■ Exercise aim ■
Output the material exactly, but drop every image it holds.

####

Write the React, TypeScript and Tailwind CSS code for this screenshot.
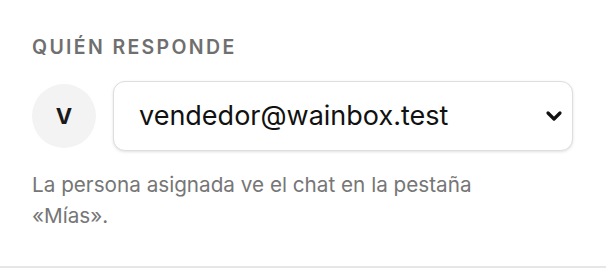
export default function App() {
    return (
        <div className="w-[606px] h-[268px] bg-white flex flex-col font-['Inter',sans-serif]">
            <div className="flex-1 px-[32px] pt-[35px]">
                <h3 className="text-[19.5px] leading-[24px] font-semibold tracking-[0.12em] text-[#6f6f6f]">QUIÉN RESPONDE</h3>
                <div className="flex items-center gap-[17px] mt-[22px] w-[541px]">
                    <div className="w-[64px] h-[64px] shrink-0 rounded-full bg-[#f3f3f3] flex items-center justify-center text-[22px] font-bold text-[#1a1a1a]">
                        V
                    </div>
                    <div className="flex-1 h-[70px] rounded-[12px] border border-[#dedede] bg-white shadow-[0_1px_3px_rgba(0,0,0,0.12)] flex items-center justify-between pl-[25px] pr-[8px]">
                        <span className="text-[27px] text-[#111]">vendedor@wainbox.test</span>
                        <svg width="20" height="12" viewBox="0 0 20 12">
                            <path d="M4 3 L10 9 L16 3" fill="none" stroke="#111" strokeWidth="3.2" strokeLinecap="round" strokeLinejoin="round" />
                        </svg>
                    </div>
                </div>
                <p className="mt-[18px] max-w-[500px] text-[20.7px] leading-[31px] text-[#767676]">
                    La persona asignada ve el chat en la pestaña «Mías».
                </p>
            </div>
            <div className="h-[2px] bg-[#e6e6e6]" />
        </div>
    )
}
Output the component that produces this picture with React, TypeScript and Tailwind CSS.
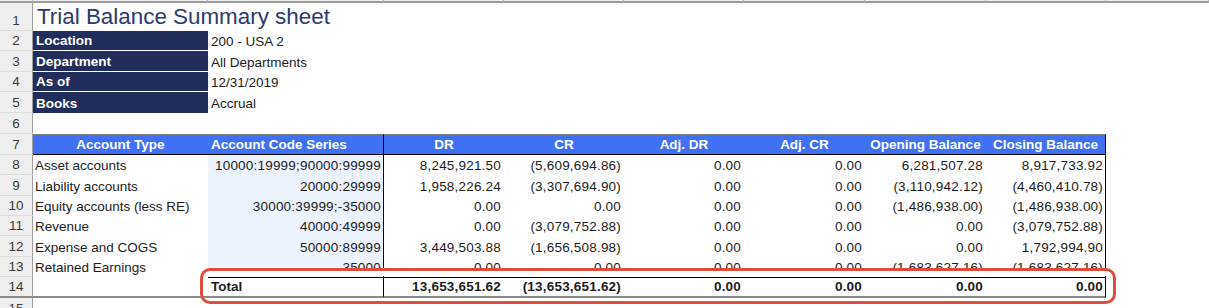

####

■ Response to this task ■
Write the React, TypeScript and Tailwind CSS code for this screenshot.
export default function App() {
    return (
        <div className="w-[606px] h-[268px] bg-white flex flex-col font-['Inter',sans-serif]">
            <div className="flex-1 px-[32px] pt-[35px]">
                <h3 className="text-[19.5px] leading-[24px] font-semibold tracking-[0.12em] text-[#6f6f6f]">QUIÉN RESPONDE</h3>
                <div className="flex items-center gap-[17px] mt-[22px] w-[541px]">
                    <div className="w-[64px] h-[64px] shrink-0 rounded-full bg-[#f3f3f3] flex items-center justify-center text-[22px] font-bold text-[#1a1a1a]">
                        V
                    </div>
                    <div className="flex-1 h-[70px] rounded-[12px] border border-[#dedede] bg-white shadow-[0_1px_3px_rgba(0,0,0,0.12)] flex items-center justify-between pl-[25px] pr-[8px]">
                        <span className="text-[27px] text-[#111]">vendedor@wainbox.test</span>
                        <svg width="20" height="12" viewBox="0 0 20 12">
                            <path d="M4 3 L10 9 L16 3" fill="none" stroke="#111" strokeWidth="3.2" strokeLinecap="round" strokeLinejoin="round" />
                        </svg>
                    </div>
                </div>
                <p className="mt-[18px] max-w-[500px] text-[20.7px] leading-[31px] text-[#767676]">
                    La persona asignada ve el chat en la pestaña «Mías».
                </p>
            </div>
            <div className="h-[2px] bg-[#e6e6e6]" />
        </div>
    )
}
Output the component that produces this picture with React, TypeScript and Tailwind CSS.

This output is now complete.